Aborigines who fought against British settlement should be formally recognised as Australia’s first war heroes, according to the Victorian co-chair of NAIDOC.
The Australian War Memorial recognises that Aborigines and Islanders have fought for Australia since the Boer War in 1899.
But Lidia Thorpe, co-chair of the Victorian National Aborigines and Islanders Day Observance Committee, said Aborigines also fought against British settlement in what needed to be recognised as Australia’s first war in 1788. She said the armed conflicts carried out in the name of settlement were often referred to as the Frontier Wars.

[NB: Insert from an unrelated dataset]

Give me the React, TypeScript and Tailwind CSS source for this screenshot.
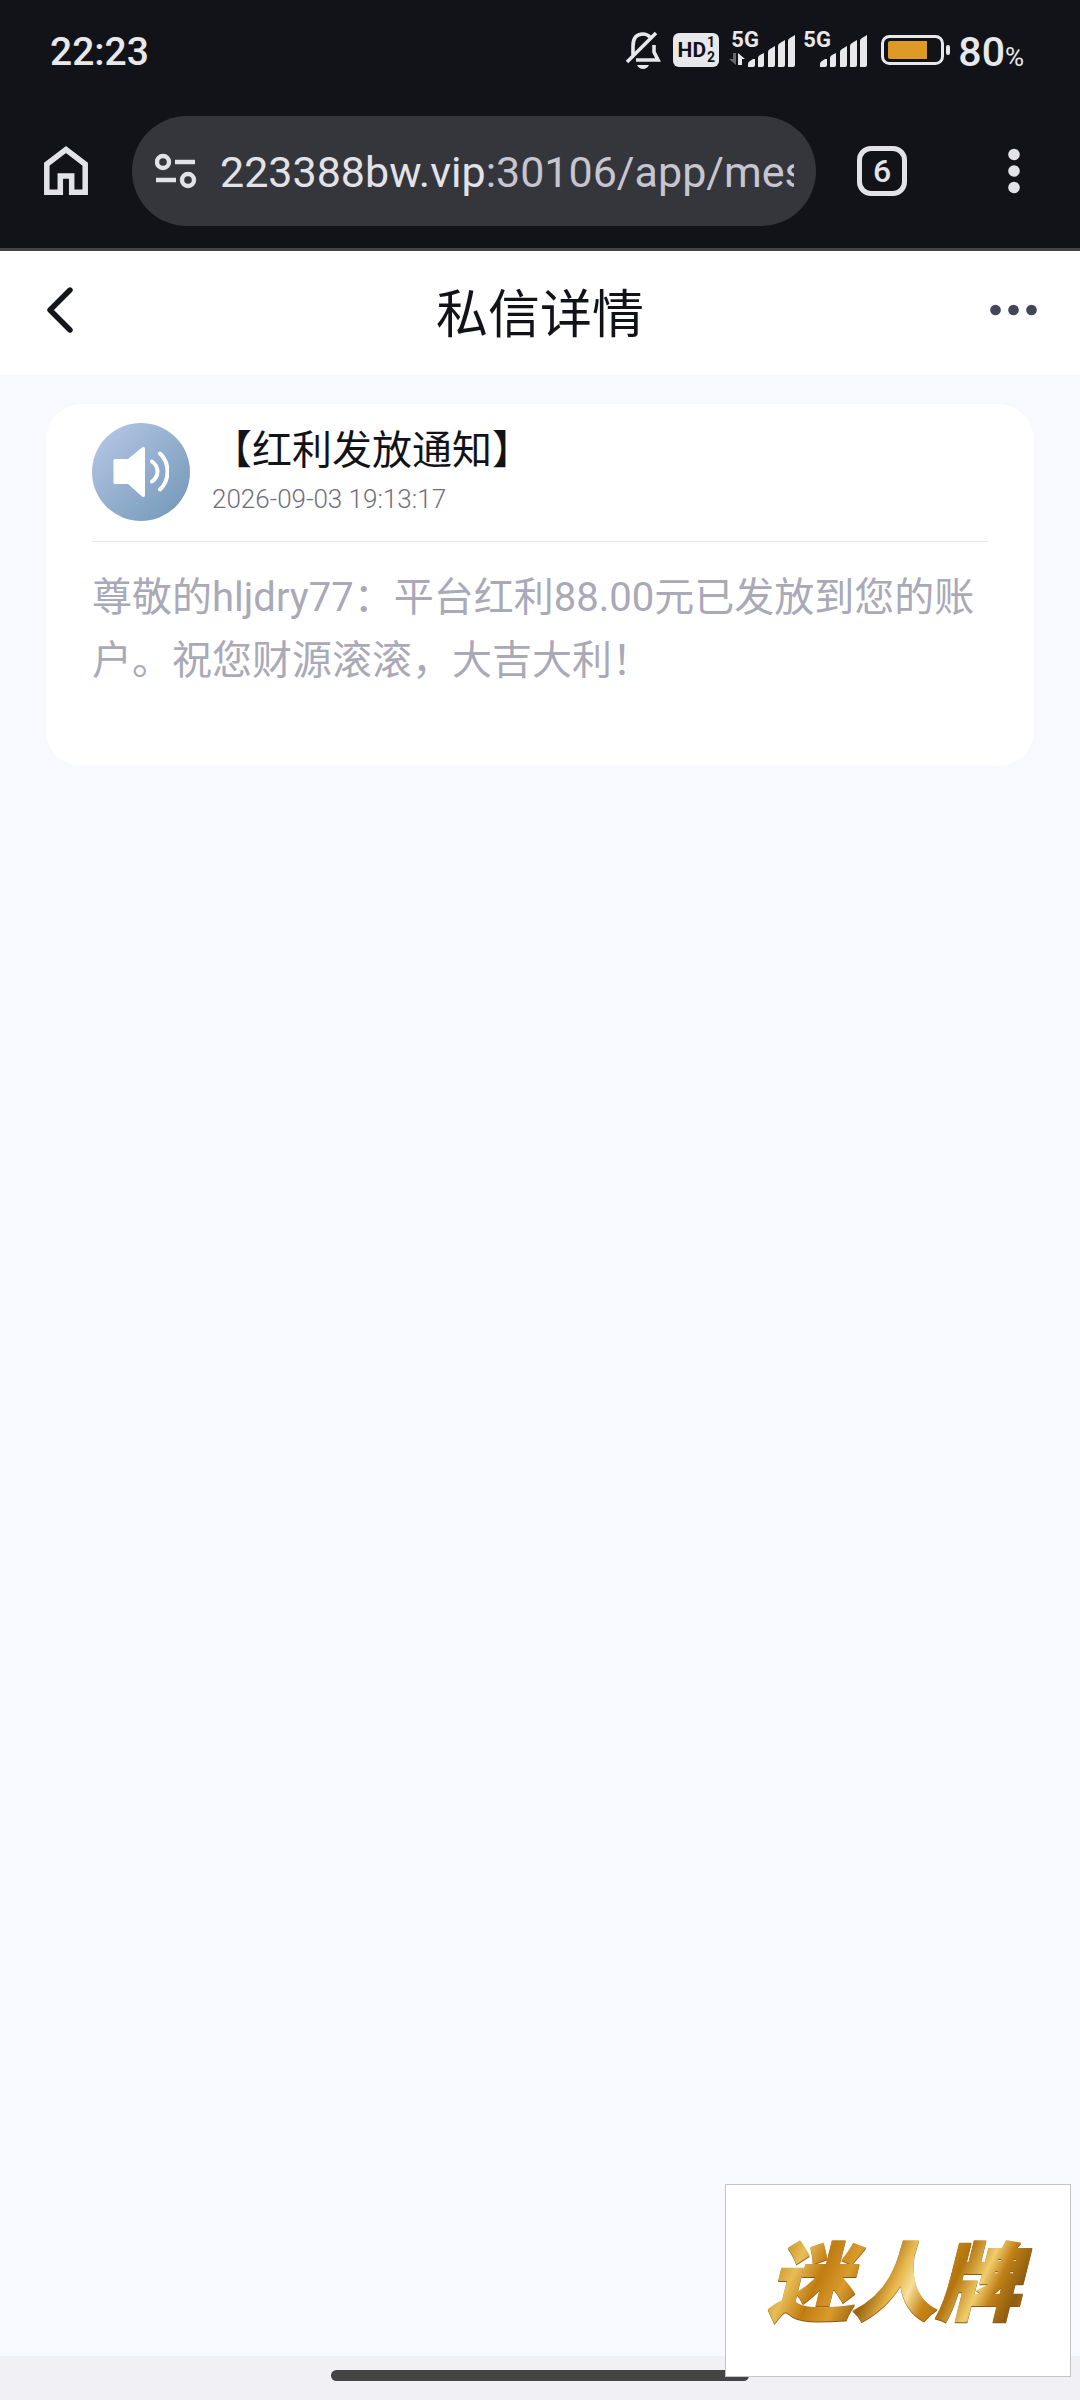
const message = {
  title: '【红利发放通知】',
  time: '2026-09-03 19:13:17',
  body: '尊敬的hljdry77：平台红利88.00元已发放到您的账户。祝您财源滚滚，大吉大利！',
};

function Signal() {
  return (
    <svg className="h-[38px] w-[68px]" viewBox="0 0 68 38" fill="currentColor" aria-hidden="true">
      <path d="M21 36v-3q0-2 2-3l3-2h2v6q0 2-2 2z" />
      <path d="M31 36V27q0-2 2-3l4-2v12q0 2-2 2z" />
      <path d="M41 36V21q0-2 2-3l5-3v19q0 2-2 2z" />
      <path d="M51 36V15q0-2 2-3l5-3v25q0 2-2 2z" />
      <path d="M61 36V10q0-2 2-3l5-3v30q0 2-2 2z" />
    </svg>
  );
}

function StatusBar() {
  return (
    <div className="flex h-[100px] items-center justify-between pr-14 pl-[50px] text-[#e8e8ea]">
      <span className="pt-1 text-[39px] leading-none font-medium">22:23</span>

      <div className="flex items-center">
        {/* Muted bell */}
        <svg className="mr-3 h-[38px] w-[36px]" viewBox="0 0 36 38" fill="none" stroke="currentColor" strokeWidth="3.6" aria-hidden="true">
          <path d="M8 24V15q0-12 10-12q4 0 7 3M29 14v7l4 8H11" />
          <path d="M2 31L31 2" />
          <path d="M12 34h12q-2 4-6 4t-6-4z" fill="currentColor" stroke="none" />
        </svg>

        {/* HD 1/2 */}
        <div className="mr-2 flex h-[34px] w-[46px] items-center justify-center gap-px rounded-md bg-[#e8e8ea] text-[#121318]">
          <span className="text-[21px] leading-none font-bold">HD</span>
          <span className="flex flex-col text-sm leading-[15px] font-bold">
            <span>1</span>
            <span>2</span>
          </span>
        </div>

        <div className="relative mr-1">
          <span className="absolute top-0 left-1 text-[22px] leading-[18px] font-bold">5G</span>
          <svg className="absolute top-[22px] left-[2px] h-3 w-4" viewBox="0 0 16 12" fill="currentColor" aria-hidden="true">
            <path d="M7 0v12L0 6h4V0z" opacity="0.4" />
            <path d="M9 12V0l7 6h-3v6z" />
          </svg>
          <Signal />
        </div>
        <div className="relative mr-3.5">
          <span className="absolute top-0 left-1 text-[22px] leading-[18px] font-bold">5G</span>
          <Signal />
        </div>

        <svg className="mr-2 h-[30px] w-[69px]" viewBox="0 0 69 30" fill="none" aria-hidden="true">
          <rect x="1.5" y="1.5" width="60" height="27" rx="7" stroke="currentColor" strokeWidth="3" />
          <path d="M9 6h37v18H9q-2 0-2-2V8q0-2 2-2z" fill="#dd9a26" />
          <rect x="65" y="10" width="4" height="10" rx="2" fill="currentColor" />
        </svg>
        <span className="flex items-baseline pt-1 leading-none font-medium">
          <span className="text-[41px]">80</span>
          <span className="text-[26px] leading-none font-normal">%</span>
        </span>
      </div>
    </div>
  );
}

function AddressBar() {
  return (
    <div className="flex items-center border-b-3 border-[#444447] pt-4 pr-[60px] pb-[22px] pl-11 text-[#e3e2e9]">
      <button type="button" aria-label="Home" className="mr-11">
        <svg className="h-[50px] w-11" viewBox="0 0 44 50" fill="none" stroke="currentColor" strokeWidth="5.5">
          <path d="M2.8 46.2V18.2L22 3.5l19.2 14.7v28H27.7V30H16.3v16.2z" />
        </svg>
      </button>

      <div className="flex h-[110px] min-w-0 flex-1 items-center rounded-full bg-[#35363b] pr-[22px] pl-[23px]">
        <button type="button" aria-label="Site information" className="mr-[23px] shrink-0">
          <svg className="h-9 w-[42px]" viewBox="0 0 42 36" fill="none" stroke="currentColor" strokeWidth="4.4">
            <circle cx="8" cy="9" r="6" />
            <path d="M20 9h20M1 27h20" />
            <circle cx="33" cy="27" r="6" />
          </svg>
        </button>
        <a href="#" className="min-w-0 flex-1 overflow-hidden pt-0.5 text-[43px] leading-[60px] whitespace-nowrap text-[#c6c5d0]">
          <span className="text-[#e3e2e9]">223388bw.vip</span>:30106/app/mes
        </a>
      </div>

      <button
        type="button"
        aria-label="Tabs"
        className="mr-[101px] ml-[41px] flex size-[50px] items-center justify-center rounded-[14px] border-[5px] border-current text-[32px] leading-none font-medium"
      >
        6
      </button>
      <button type="button" aria-label="More options">
        <svg className="h-[46px] w-3" viewBox="0 0 12 46" fill="currentColor">
          <circle cx="6" cy="6.5" r="5.8" />
          <circle cx="6" cy="23" r="5.8" />
          <circle cx="6" cy="39.5" r="5.8" />
        </svg>
      </button>
    </div>
  );
}

function PageHeader() {
  return (
    <header className="flex h-[124px] items-center justify-between bg-white pr-[43px] pb-1.5 pl-[46px]">
      <button type="button" aria-label="返回" className="w-11">
        <svg className="h-[46px] w-[27px]" viewBox="0 0 27 46" fill="none" stroke="#15161b" strokeWidth="5.4" strokeLinecap="round" strokeLinejoin="round">
          <path d="M24 3L4 23l20 20" />
        </svg>
      </button>
      <h1 className="pt-3 text-[52px] leading-none text-[#121318]">私信详情</h1>
      <button type="button" aria-label="更多">
        <svg className="h-3 w-[47px]" viewBox="0 0 47 12" fill="#424656">
          <circle cx="5.5" cy="6" r="5.3" />
          <circle cx="23.5" cy="6" r="5.3" />
          <circle cx="41.5" cy="6" r="5.3" />
        </svg>
      </button>
    </header>
  );
}

function MessageCard() {
  return (
    <article className="mx-[46px] mt-[29px] rounded-[36px] bg-white px-[46px] pt-[19px] pb-[74px]">
      <div className="flex items-center border-b border-[#e3e8ea] pb-5">
        <div className="mr-[22px] flex size-[98px] shrink-0 items-center justify-center rounded-full bg-linear-135 from-[#b9c9e8] to-[#7096b6]">
          <svg className="h-[52px] w-14" viewBox="0 0 56 52" fill="none" aria-hidden="true">
            <path d="M2 13h13L29 1.5q3-1.5 3 1.5v46q0 3-3 1.5L15 38H2q-1.5 0-1.5-1.5v-22Q.5 13 2 13z" fill="#fff" />
            <path d="M39 15.5q5.5 4 5.5 10t-5.5 10M47 7.5q7.5 7 7.5 18t-7.5 18" stroke="#fff" strokeWidth="4" strokeLinecap="round" />
          </svg>
        </div>
        <div className="pt-0.5">
          <h2 className="text-[40px] leading-[52px] text-[#121318]">{message.title}</h2>
          <time className="block text-[26px] leading-[44px] font-light text-[#6f6f80]">{message.time}</time>
        </div>
      </div>
      <p className="pt-6 text-[40px] leading-[63px] text-[#a9a9b8]">{message.body}</p>
    </article>
  );
}

export default function App() {
  return (
    <div lang="zh-CN" className="relative flex min-h-screen flex-col bg-[#f8f9ff] font-['Roboto','Noto_Sans_CJK_SC',sans-serif]">
      <div className="bg-[#121318]">
        <StatusBar />
        <AddressBar />
      </div>
      <PageHeader />

      <main className="flex-1">
        <MessageCard />
      </main>

      {/* System gesture bar */}
      <div className="flex h-11 justify-center bg-[#f1f0f5] pt-3.5">
        <div className="h-[11px] w-[418px] rounded-full bg-[#444444]" />
      </div>

      {/* Watermark */}
      <div className="absolute right-[9px] bottom-[23px] flex h-[193px] w-[346px] items-center justify-center border border-[#c4c4c8] bg-white pt-2">
        <span className="bg-[linear-gradient(115deg,#a06a10_0%,#b97a14_8%,#e8bd55_18%,#c07c12_26%,#d99b2c_34%,#9c6410_42%,#e6b548_49%,#f6e09a_54%,#c98618_60%,#b3740f_66%,#f0cd6c_74%,#c08018_79%,#8f5c10_86%,#c4871c_93%,#a06a10_100%)] bg-clip-text pr-6 pl-4 text-[84px] leading-[110px] font-black text-transparent italic drop-shadow-[0_1px_0_#8a5a12] [-webkit-text-stroke:2px_transparent]">
          迷人牌
        </span>
      </div>
    </div>
  );
}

“A lot of our people, our ancestors, have died protecting our culture,” Ms Thorpe said.
She said there was widespread support for a war memorial dedicated to indigenous Australians, and she called on Prime Minister Tony Abbott to commission one. But Australian War Memorial director Dr Brendan Nelson said last week he did not support the idea.
Ms Thorpe’s views were supported by the former senior historian and curator of the Australian War Memorial, Peter Stanley, now research professor at the Australian Centre for the Study of Armed Conflict and Society at the University of NSW.
He said Australians had to accept that not everything in their military history was “praiseworthy, heroic or worthy”.
“Some things happened, whether we like them or not,” Professor Stanley said at ANZAC Day commemorations in April. “They’re part of our national history, just as we as individuals have to accept that we sometimes do things we’re not proud of. [It] doesn’t diminish Anzac, but it would prove that, a century on from Gallipoli, we have perhaps grown up as a nation.”
NAIDOC Week’s theme is ‘Serving Country: Centenary and Beyond’, marking 100 years since the first World War.
Ms Thorpe said it was important to raise awareness of Australia’s true history, rather than taking it at face value. “It’s about recognising we have survived the last 226 years and acknowledging the true history that makes up our country,” she said.